WHAT YOU WILL DO: Pictures don't belong in the copy; print all the records exactly.

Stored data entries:
════════════════
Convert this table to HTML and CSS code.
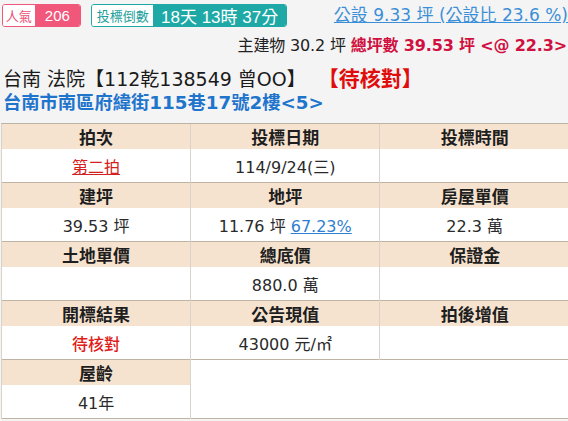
FILE: index.html
```html
<!DOCTYPE html>
<html lang="zh-Hant">
<head>
<meta charset="utf-8">
<link rel="stylesheet" href="styles.css">
</head>
<body>
<div class="page">
  <div class="toprow">
    <span class="badge badge-pink"><span class="b-label">人氣</span><span class="b-value">206</span></span>
    <span class="badge badge-teal"><span class="b-label">投標倒數</span><span class="b-value">18天 13時 37分</span></span>
    <a class="share-link">公設 9.33 坪 (公設比 23.6 %)</a>
  </div>
  <div class="area-line">主建物 30.2 坪 <span class="total">總坪數 39.53 坪 &lt;@ 22.3&gt;</span></div>
  <div class="case-line">台南 法院【112乾138549 曾OO】 <span class="status">【待核對】</span></div>
  <div class="addr-line">台南市南區府緯街115巷17號2樓&lt;5&gt;</div>
  <table class="info">
    <tr class="hd"><th>拍次</th><th>投標日期</th><th>投標時間</th></tr>
    <tr class="vl"><td><a class="red-link">第二拍</a></td><td>114/9/24(三)</td><td></td></tr>
    <tr class="hd"><th>建坪</th><th>地坪</th><th>房屋單價</th></tr>
    <tr class="vl"><td>39.53 坪</td><td>11.76 坪 <a class="blue-link">67.23%</a></td><td>22.3 萬</td></tr>
    <tr class="hd"><th>土地單價</th><th>總底價</th><th>保證金</th></tr>
    <tr class="vl"><td></td><td>880.0 萬</td><td></td></tr>
    <tr class="hd"><th>開標結果</th><th>公告現值</th><th>拍後增值</th></tr>
    <tr class="vl"><td><span class="red">待核對</span></td><td>43000 元/㎡</td><td></td></tr>
    <tr class="hd"><th>屋齡</th><td class="empty" colspan="2" rowspan="2"></td></tr>
    <tr class="vl"><td>41年</td></tr>
  </table>
</div>
</body>
</html>
```

FILE: styles.css
```css
html, body {
  margin: 0;
  padding: 0;
  background: #f4f4f4;
  overflow: hidden;
}
body {
  font-family: "DejaVu Sans", "Noto Sans CJK TC", sans-serif;
  color: #222;
}
.page {
  width: 568px;
}
.toprow {
  display: flex;
  align-items: center;
  padding-top: 4px;
  padding-left: 2px;
  height: 23px;
  white-space: nowrap;
}
.badge {
  display: flex;
  height: 23px;
  box-sizing: border-box;
  border-radius: 3px;
  overflow: hidden;
  align-items: stretch;
}
.badge .b-label {
  background: #fff;
  display: flex;
  align-items: center;
  justify-content: center;
  font-size: 13px;
}
.badge .b-value {
  display: flex;
  align-items: center;
  justify-content: center;
  color: #fff;
  font-family: "Liberation Sans", "Noto Sans CJK TC", sans-serif;
}
.badge-pink {
  border: 1px solid #f1577b;
}
.badge-pink .b-label {
  color: #ec4f74;
  width: 32px;
}
.badge-pink .b-value {
  background: #f1577b;
  width: 46px;
  font-size: 15px;
}
.badge-teal {
  border: 1px solid #1fa9a6;
  margin-left: 10px;
}
.badge-teal .b-label {
  color: #1c9f9c;
  width: 62px;
}
.badge-teal .b-value {
  background: #1fa9a6;
  width: 134px;
  font-size: 17px;
}
.share-link {
  margin-left: 47px;
  color: #3b8fd8;
  text-decoration: underline;
  font-size: 17px;
  line-height: 23px;
}
.area-line {
  margin-top: 8px;
  text-align: right;
  font-size: 16px;
  line-height: 22px;
  padding-right: 1px;
  white-space: nowrap;
  letter-spacing: -0.15px;
}
.area-line .total {
  color: #cf1040;
  font-weight: bold;
}
.case-line {
  margin-top: 10px;
  padding-left: 3px;
  font-size: 19px;
  line-height: 24px;
  color: #1a1a1a;
  white-space: nowrap;
}
.case-line .status {
  color: #e00d0d;
  font-weight: bold;
  font-size: 21px;
  margin-left: 6px;
}
.addr-line {
  padding-left: 3px;
  font-size: 18.3px;
  line-height: 24px;
  color: #1f74cc;
  font-weight: bold;
  white-space: nowrap;
}
.info {
  margin-top: 8px;
  margin-left: 1px;
  width: 568px;
  border-collapse: collapse;
  table-layout: fixed;
  border-left: 1px solid #c9c2b8;
  border-bottom: 1px solid #bfb3a3;
}
.info th, .info td {
  padding: 0;
  text-align: center;
  border-left: 1px solid #d9d3cb;
  font-size: 16px;
}
.info tr.hd th {
  background: #f6e3cf;
  height: 25px;
  font-size: 17px;
  font-weight: bold;
  color: #1e1e1e;
  border-top: 1px solid #bfb3a3;
}
.info tr.hd td.empty {
  border-top: 1px solid #bfb3a3;
}
.info tr.vl td, .info td.empty {
  background: #fff;
  height: 33px;
  color: #2a2a2a;
}
.red-link {
  color: #d42020;
  text-decoration: underline;
}
.blue-link {
  color: #2f7fd0;
  text-decoration: underline;
}
.red {
  color: #e01b1b;
  font-weight: 500;
}
```
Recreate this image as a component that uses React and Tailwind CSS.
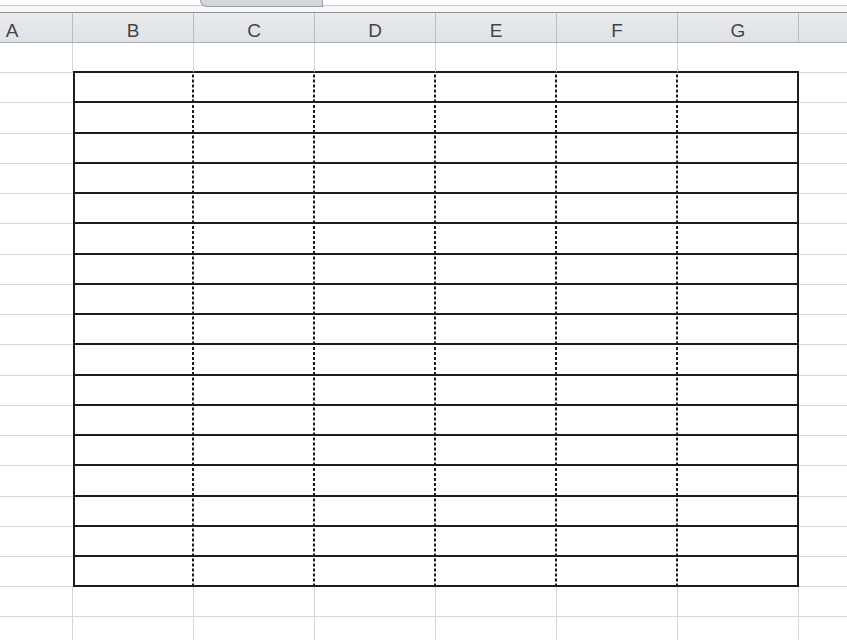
import React from "react";

const cols = ["A", "B", "C", "D", "E", "F", "G", ""];
// heights of the 17 ruled rows (Excel rounds 30.24px rows)
const tableRows = [30, 31, 30, 30, 30, 31, 30, 30, 30, 31, 30, 30, 30, 31, 30, 30, 30];

const rows = [
  { h: "h-[30px]", kind: "pre" },
  ...tableRows.map(h => ({ h: h === 31 ? "h-[31px]" : "h-[30px]", kind: "table" })),
  { h: "h-[30px]", kind: "post" },
  { h: "h-[30px]", kind: "post" },
];

const dash =
  "bg-[linear-gradient(to_bottom,#1c1c1c_3px,transparent_3px)] bg-[length:2px_5px] bg-repeat-y bg-right";

function cellClass(kind, i) {
  const base = "shrink-0 w-[121px] box-border";
  const inTable = i >= 1 && i <= 6;
  if (kind === "pre") {
    if (inTable) return `${base} border-b-2 border-b-[#1c1c1c] ${i < 6 ? "border-r border-r-[#d6d6d6]" : ""}`;
    return `${base} border-r border-b border-[#d6d6d6]`;
  }
  if (kind === "table") {
    if (i === 0 || i === 7) return `${base} border-b border-[#d6d6d6]`;
    const left = i === 1 ? "border-l-2 border-l-[#1c1c1c]" : "";
    const right = i === 6 ? "border-r-2 border-r-[#1c1c1c]" : dash;
    return `${base} border-b-2 border-b-[#1c1c1c] ${left} ${right}`;
  }
  return `${base} border-r border-b border-[#d6d6d6]`;
}

const App = () => (
  <div className="w-[847px] h-[640px] overflow-hidden bg-white" style={{ fontFamily: "'Liberation Sans', Arial, sans-serif" }}>
    {/* strip above the column header, with the sheet tab edge */}
    <div className="relative h-[13px] bg-[#f7f7f8] border-b border-[#8f949b]">
      <div className="h-[6px] border-b border-[#c4c7cc] bg-white" />
      <div className="absolute left-[200px] top-0 w-[123px] h-[7px] bg-[#d3d6da] border-b border-l border-r border-[#9a9ea4] rounded-bl-[10px]" />
    </div>

    {/* column header */}
    <div className="flex h-[30px] ml-[-48px] bg-[linear-gradient(to_bottom,#e9ebee,#dfe2e6)] border-b border-[#a9adb3]">
      {cols.map((c, i) => (
        <div key={i} className="shrink-0 w-[121px] border-r border-[#b9bdc3] flex items-center justify-center pt-[6px] text-[19px] leading-none text-[#454545]">
          {c}
        </div>
      ))}
    </div>

    {/* sheet body */}
    <div className="flex flex-col ml-[-48px]">
      {rows.map((r, ri) => (
        <div key={ri} className={`flex shrink-0 ${r.h}`}>
          {cols.map((c, i) => (
            <div key={i} className={cellClass(r.kind, i)} />
          ))}
        </div>
      ))}
    </div>
  </div>
);

export default App;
════════════════
SOLUTION FOR THIS EXERCISE:
Convert this table to HTML and CSS code.
FILE: index.html
```html
<!DOCTYPE html>
<html lang="zh-Hant">
<head>
<meta charset="utf-8">
<link rel="stylesheet" href="styles.css">
</head>
<body>
<div class="page">
  <div class="toprow">
    <span class="badge badge-pink"><span class="b-label">人氣</span><span class="b-value">206</span></span>
    <span class="badge badge-teal"><span class="b-label">投標倒數</span><span class="b-value">18天 13時 37分</span></span>
    <a class="share-link">公設 9.33 坪 (公設比 23.6 %)</a>
  </div>
  <div class="area-line">主建物 30.2 坪 <span class="total">總坪數 39.53 坪 &lt;@ 22.3&gt;</span></div>
  <div class="case-line">台南 法院【112乾138549 曾OO】 <span class="status">【待核對】</span></div>
  <div class="addr-line">台南市南區府緯街115巷17號2樓&lt;5&gt;</div>
  <table class="info">
    <tr class="hd"><th>拍次</th><th>投標日期</th><th>投標時間</th></tr>
    <tr class="vl"><td><a class="red-link">第二拍</a></td><td>114/9/24(三)</td><td></td></tr>
    <tr class="hd"><th>建坪</th><th>地坪</th><th>房屋單價</th></tr>
    <tr class="vl"><td>39.53 坪</td><td>11.76 坪 <a class="blue-link">67.23%</a></td><td>22.3 萬</td></tr>
    <tr class="hd"><th>土地單價</th><th>總底價</th><th>保證金</th></tr>
    <tr class="vl"><td></td><td>880.0 萬</td><td></td></tr>
    <tr class="hd"><th>開標結果</th><th>公告現值</th><th>拍後增值</th></tr>
    <tr class="vl"><td><span class="red">待核對</span></td><td>43000 元/㎡</td><td></td></tr>
    <tr class="hd"><th>屋齡</th><td class="empty" colspan="2" rowspan="2"></td></tr>
    <tr class="vl"><td>41年</td></tr>
  </table>
</div>
</body>
</html>
```

FILE: styles.css
```css
html, body {
  margin: 0;
  padding: 0;
  background: #f4f4f4;
  overflow: hidden;
}
body {
  font-family: "DejaVu Sans", "Noto Sans CJK TC", sans-serif;
  color: #222;
}
.page {
  width: 568px;
}
.toprow {
  display: flex;
  align-items: center;
  padding-top: 4px;
  padding-left: 2px;
  height: 23px;
  white-space: nowrap;
}
.badge {
  display: flex;
  height: 23px;
  box-sizing: border-box;
  border-radius: 3px;
  overflow: hidden;
  align-items: stretch;
}
.badge .b-label {
  background: #fff;
  display: flex;
  align-items: center;
  justify-content: center;
  font-size: 13px;
}
.badge .b-value {
  display: flex;
  align-items: center;
  justify-content: center;
  color: #fff;
  font-family: "Liberation Sans", "Noto Sans CJK TC", sans-serif;
}
.badge-pink {
  border: 1px solid #f1577b;
}
.badge-pink .b-label {
  color: #ec4f74;
  width: 32px;
}
.badge-pink .b-value {
  background: #f1577b;
  width: 46px;
  font-size: 15px;
}
.badge-teal {
  border: 1px solid #1fa9a6;
  margin-left: 10px;
}
.badge-teal .b-label {
  color: #1c9f9c;
  width: 62px;
}
.badge-teal .b-value {
  background: #1fa9a6;
  width: 134px;
  font-size: 17px;
}
.share-link {
  margin-left: 47px;
  color: #3b8fd8;
  text-decoration: underline;
  font-size: 17px;
  line-height: 23px;
}
.area-line {
  margin-top: 8px;
  text-align: right;
  font-size: 16px;
  line-height: 22px;
  padding-right: 1px;
  white-space: nowrap;
  letter-spacing: -0.15px;
}
.area-line .total {
  color: #cf1040;
  font-weight: bold;
}
.case-line {
  margin-top: 10px;
  padding-left: 3px;
  font-size: 19px;
  line-height: 24px;
  color: #1a1a1a;
  white-space: nowrap;
}
.case-line .status {
  color: #e00d0d;
  font-weight: bold;
  font-size: 21px;
  margin-left: 6px;
}
.addr-line {
  padding-left: 3px;
  font-size: 18.3px;
  line-height: 24px;
  color: #1f74cc;
  font-weight: bold;
  white-space: nowrap;
}
.info {
  margin-top: 8px;
  margin-left: 1px;
  width: 568px;
  border-collapse: collapse;
  table-layout: fixed;
  border-left: 1px solid #c9c2b8;
  border-bottom: 1px solid #bfb3a3;
}
.info th, .info td {
  padding: 0;
  text-align: center;
  border-left: 1px solid #d9d3cb;
  font-size: 16px;
}
.info tr.hd th {
  background: #f6e3cf;
  height: 25px;
  font-size: 17px;
  font-weight: bold;
  color: #1e1e1e;
  border-top: 1px solid #bfb3a3;
}
.info tr.hd td.empty {
  border-top: 1px solid #bfb3a3;
}
.info tr.vl td, .info td.empty {
  background: #fff;
  height: 33px;
  color: #2a2a2a;
}
.red-link {
  color: #d42020;
  text-decoration: underline;
}
.blue-link {
  color: #2f7fd0;
  text-decoration: underline;
}
.red {
  color: #e01b1b;
  font-weight: 500;
}
```
Recreate this image as a component that uses React and Tailwind CSS.
import React from "react";

const cols = ["A", "B", "C", "D", "E", "F", "G", ""];
// heights of the 17 ruled rows (Excel rounds 30.24px rows)
const tableRows = [30, 31, 30, 30, 30, 31, 30, 30, 30, 31, 30, 30, 30, 31, 30, 30, 30];

const rows = [
  { h: "h-[30px]", kind: "pre" },
  ...tableRows.map(h => ({ h: h === 31 ? "h-[31px]" : "h-[30px]", kind: "table" })),
  { h: "h-[30px]", kind: "post" },
  { h: "h-[30px]", kind: "post" },
];

const dash =
  "bg-[linear-gradient(to_bottom,#1c1c1c_3px,transparent_3px)] bg-[length:2px_5px] bg-repeat-y bg-right";

function cellClass(kind, i) {
  const base = "shrink-0 w-[121px] box-border";
  const inTable = i >= 1 && i <= 6;
  if (kind === "pre") {
    if (inTable) return `${base} border-b-2 border-b-[#1c1c1c] ${i < 6 ? "border-r border-r-[#d6d6d6]" : ""}`;
    return `${base} border-r border-b border-[#d6d6d6]`;
  }
  if (kind === "table") {
    if (i === 0 || i === 7) return `${base} border-b border-[#d6d6d6]`;
    const left = i === 1 ? "border-l-2 border-l-[#1c1c1c]" : "";
    const right = i === 6 ? "border-r-2 border-r-[#1c1c1c]" : dash;
    return `${base} border-b-2 border-b-[#1c1c1c] ${left} ${right}`;
  }
  return `${base} border-r border-b border-[#d6d6d6]`;
}

const App = () => (
  <div className="w-[847px] h-[640px] overflow-hidden bg-white" style={{ fontFamily: "'Liberation Sans', Arial, sans-serif" }}>
    {/* strip above the column header, with the sheet tab edge */}
    <div className="relative h-[13px] bg-[#f7f7f8] border-b border-[#8f949b]">
      <div className="h-[6px] border-b border-[#c4c7cc] bg-white" />
      <div className="absolute left-[200px] top-0 w-[123px] h-[7px] bg-[#d3d6da] border-b border-l border-r border-[#9a9ea4] rounded-bl-[10px]" />
    </div>

    {/* column header */}
    <div className="flex h-[30px] ml-[-48px] bg-[linear-gradient(to_bottom,#e9ebee,#dfe2e6)] border-b border-[#a9adb3]">
      {cols.map((c, i) => (
        <div key={i} className="shrink-0 w-[121px] border-r border-[#b9bdc3] flex items-center justify-center pt-[6px] text-[19px] leading-none text-[#454545]">
          {c}
        </div>
      ))}
    </div>

    {/* sheet body */}
    <div className="flex flex-col ml-[-48px]">
      {rows.map((r, ri) => (
        <div key={ri} className={`flex shrink-0 ${r.h}`}>
          {cols.map((c, i) => (
            <div key={i} className={cellClass(r.kind, i)} />
          ))}
        </div>
      ))}
    </div>
  </div>
);

export default App;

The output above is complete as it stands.